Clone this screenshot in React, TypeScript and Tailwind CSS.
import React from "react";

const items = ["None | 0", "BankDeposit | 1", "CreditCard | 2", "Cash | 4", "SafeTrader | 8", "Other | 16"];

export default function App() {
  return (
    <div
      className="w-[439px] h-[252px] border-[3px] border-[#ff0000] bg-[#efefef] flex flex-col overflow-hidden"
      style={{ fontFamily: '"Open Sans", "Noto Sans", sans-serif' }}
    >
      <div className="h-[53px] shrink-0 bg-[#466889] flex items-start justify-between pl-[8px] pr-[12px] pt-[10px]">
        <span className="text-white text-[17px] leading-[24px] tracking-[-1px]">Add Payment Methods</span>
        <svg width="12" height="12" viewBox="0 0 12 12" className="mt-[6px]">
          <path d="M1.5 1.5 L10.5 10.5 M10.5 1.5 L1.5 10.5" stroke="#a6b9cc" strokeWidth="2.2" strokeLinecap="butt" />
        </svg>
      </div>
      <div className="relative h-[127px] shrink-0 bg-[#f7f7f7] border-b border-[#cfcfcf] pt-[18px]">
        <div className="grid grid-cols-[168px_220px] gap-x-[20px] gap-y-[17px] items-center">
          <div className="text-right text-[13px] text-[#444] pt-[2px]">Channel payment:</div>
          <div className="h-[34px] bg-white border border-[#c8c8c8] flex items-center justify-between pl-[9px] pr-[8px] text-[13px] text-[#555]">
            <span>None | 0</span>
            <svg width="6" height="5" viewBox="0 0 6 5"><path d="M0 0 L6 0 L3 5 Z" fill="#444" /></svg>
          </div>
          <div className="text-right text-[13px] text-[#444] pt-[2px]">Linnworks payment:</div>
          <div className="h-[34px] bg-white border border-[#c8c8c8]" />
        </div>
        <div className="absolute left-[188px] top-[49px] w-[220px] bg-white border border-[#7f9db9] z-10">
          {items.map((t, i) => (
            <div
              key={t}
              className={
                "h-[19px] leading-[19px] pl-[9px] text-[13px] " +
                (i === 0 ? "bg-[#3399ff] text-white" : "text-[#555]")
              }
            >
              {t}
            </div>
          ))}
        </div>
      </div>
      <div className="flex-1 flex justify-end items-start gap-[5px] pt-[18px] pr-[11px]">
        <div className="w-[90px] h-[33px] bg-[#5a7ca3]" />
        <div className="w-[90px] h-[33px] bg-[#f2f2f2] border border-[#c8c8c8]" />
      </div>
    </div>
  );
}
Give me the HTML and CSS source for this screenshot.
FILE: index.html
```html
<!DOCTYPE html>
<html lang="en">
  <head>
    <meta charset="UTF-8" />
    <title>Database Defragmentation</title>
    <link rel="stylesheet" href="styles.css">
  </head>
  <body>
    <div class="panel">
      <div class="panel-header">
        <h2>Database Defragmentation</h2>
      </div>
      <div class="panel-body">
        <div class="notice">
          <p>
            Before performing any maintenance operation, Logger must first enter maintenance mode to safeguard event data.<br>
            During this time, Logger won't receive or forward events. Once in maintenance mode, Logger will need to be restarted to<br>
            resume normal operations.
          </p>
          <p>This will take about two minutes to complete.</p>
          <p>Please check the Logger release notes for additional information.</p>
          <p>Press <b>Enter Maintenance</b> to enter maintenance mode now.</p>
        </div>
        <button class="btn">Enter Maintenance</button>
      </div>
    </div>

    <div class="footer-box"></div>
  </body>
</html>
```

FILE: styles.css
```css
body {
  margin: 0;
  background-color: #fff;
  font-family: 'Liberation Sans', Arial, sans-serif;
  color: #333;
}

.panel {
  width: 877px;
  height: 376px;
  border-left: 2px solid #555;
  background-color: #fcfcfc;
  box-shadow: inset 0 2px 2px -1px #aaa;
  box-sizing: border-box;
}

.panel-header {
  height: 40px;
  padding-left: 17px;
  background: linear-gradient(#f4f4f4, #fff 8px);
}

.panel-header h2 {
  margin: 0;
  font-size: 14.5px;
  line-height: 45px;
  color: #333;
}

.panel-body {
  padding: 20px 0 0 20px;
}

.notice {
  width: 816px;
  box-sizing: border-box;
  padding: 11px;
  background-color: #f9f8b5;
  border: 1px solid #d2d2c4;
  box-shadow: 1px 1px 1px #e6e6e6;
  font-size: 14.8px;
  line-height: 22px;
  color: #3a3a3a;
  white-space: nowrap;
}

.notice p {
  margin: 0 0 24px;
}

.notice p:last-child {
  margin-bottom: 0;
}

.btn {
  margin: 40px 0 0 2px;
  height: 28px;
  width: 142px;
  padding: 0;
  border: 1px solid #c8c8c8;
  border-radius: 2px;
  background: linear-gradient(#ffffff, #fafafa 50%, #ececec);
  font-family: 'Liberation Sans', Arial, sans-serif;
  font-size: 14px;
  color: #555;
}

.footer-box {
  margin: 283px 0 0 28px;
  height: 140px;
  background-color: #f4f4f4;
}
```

* [WORK REQUIRED]
Write every line of the material above again, exactly.

* [ANSWER TO THE TASK]
Clone this screenshot in React, TypeScript and Tailwind CSS.
import React from "react";

const items = ["None | 0", "BankDeposit | 1", "CreditCard | 2", "Cash | 4", "SafeTrader | 8", "Other | 16"];

export default function App() {
  return (
    <div
      className="w-[439px] h-[252px] border-[3px] border-[#ff0000] bg-[#efefef] flex flex-col overflow-hidden"
      style={{ fontFamily: '"Open Sans", "Noto Sans", sans-serif' }}
    >
      <div className="h-[53px] shrink-0 bg-[#466889] flex items-start justify-between pl-[8px] pr-[12px] pt-[10px]">
        <span className="text-white text-[17px] leading-[24px] tracking-[-1px]">Add Payment Methods</span>
        <svg width="12" height="12" viewBox="0 0 12 12" className="mt-[6px]">
          <path d="M1.5 1.5 L10.5 10.5 M10.5 1.5 L1.5 10.5" stroke="#a6b9cc" strokeWidth="2.2" strokeLinecap="butt" />
        </svg>
      </div>
      <div className="relative h-[127px] shrink-0 bg-[#f7f7f7] border-b border-[#cfcfcf] pt-[18px]">
        <div className="grid grid-cols-[168px_220px] gap-x-[20px] gap-y-[17px] items-center">
          <div className="text-right text-[13px] text-[#444] pt-[2px]">Channel payment:</div>
          <div className="h-[34px] bg-white border border-[#c8c8c8] flex items-center justify-between pl-[9px] pr-[8px] text-[13px] text-[#555]">
            <span>None | 0</span>
            <svg width="6" height="5" viewBox="0 0 6 5"><path d="M0 0 L6 0 L3 5 Z" fill="#444" /></svg>
          </div>
          <div className="text-right text-[13px] text-[#444] pt-[2px]">Linnworks payment:</div>
          <div className="h-[34px] bg-white border border-[#c8c8c8]" />
        </div>
        <div className="absolute left-[188px] top-[49px] w-[220px] bg-white border border-[#7f9db9] z-10">
          {items.map((t, i) => (
            <div
              key={t}
              className={
                "h-[19px] leading-[19px] pl-[9px] text-[13px] " +
                (i === 0 ? "bg-[#3399ff] text-white" : "text-[#555]")
              }
            >
              {t}
            </div>
          ))}
        </div>
      </div>
      <div className="flex-1 flex justify-end items-start gap-[5px] pt-[18px] pr-[11px]">
        <div className="w-[90px] h-[33px] bg-[#5a7ca3]" />
        <div className="w-[90px] h-[33px] bg-[#f2f2f2] border border-[#c8c8c8]" />
      </div>
    </div>
  );
}
Give me the HTML and CSS source for this screenshot.
FILE: index.html
```html
<!DOCTYPE html>
<html lang="en">
  <head>
    <meta charset="UTF-8" />
    <title>Database Defragmentation</title>
    <link rel="stylesheet" href="styles.css">
  </head>
  <body>
    <div class="panel">
      <div class="panel-header">
        <h2>Database Defragmentation</h2>
      </div>
      <div class="panel-body">
        <div class="notice">
          <p>
            Before performing any maintenance operation, Logger must first enter maintenance mode to safeguard event data.<br>
            During this time, Logger won't receive or forward events. Once in maintenance mode, Logger will need to be restarted to<br>
            resume normal operations.
          </p>
          <p>This will take about two minutes to complete.</p>
          <p>Please check the Logger release notes for additional information.</p>
          <p>Press <b>Enter Maintenance</b> to enter maintenance mode now.</p>
        </div>
        <button class="btn">Enter Maintenance</button>
      </div>
    </div>

    <div class="footer-box"></div>
  </body>
</html>
```

FILE: styles.css
```css
body {
  margin: 0;
  background-color: #fff;
  font-family: 'Liberation Sans', Arial, sans-serif;
  color: #333;
}

.panel {
  width: 877px;
  height: 376px;
  border-left: 2px solid #555;
  background-color: #fcfcfc;
  box-shadow: inset 0 2px 2px -1px #aaa;
  box-sizing: border-box;
}

.panel-header {
  height: 40px;
  padding-left: 17px;
  background: linear-gradient(#f4f4f4, #fff 8px);
}

.panel-header h2 {
  margin: 0;
  font-size: 14.5px;
  line-height: 45px;
  color: #333;
}

.panel-body {
  padding: 20px 0 0 20px;
}

.notice {
  width: 816px;
  box-sizing: border-box;
  padding: 11px;
  background-color: #f9f8b5;
  border: 1px solid #d2d2c4;
  box-shadow: 1px 1px 1px #e6e6e6;
  font-size: 14.8px;
  line-height: 22px;
  color: #3a3a3a;
  white-space: nowrap;
}

.notice p {
  margin: 0 0 24px;
}

.notice p:last-child {
  margin-bottom: 0;
}

.btn {
  margin: 40px 0 0 2px;
  height: 28px;
  width: 142px;
  padding: 0;
  border: 1px solid #c8c8c8;
  border-radius: 2px;
  background: linear-gradient(#ffffff, #fafafa 50%, #ececec);
  font-family: 'Liberation Sans', Arial, sans-serif;
  font-size: 14px;
  color: #555;
}

.footer-box {
  margin: 283px 0 0 28px;
  height: 140px;
  background-color: #f4f4f4;
}
```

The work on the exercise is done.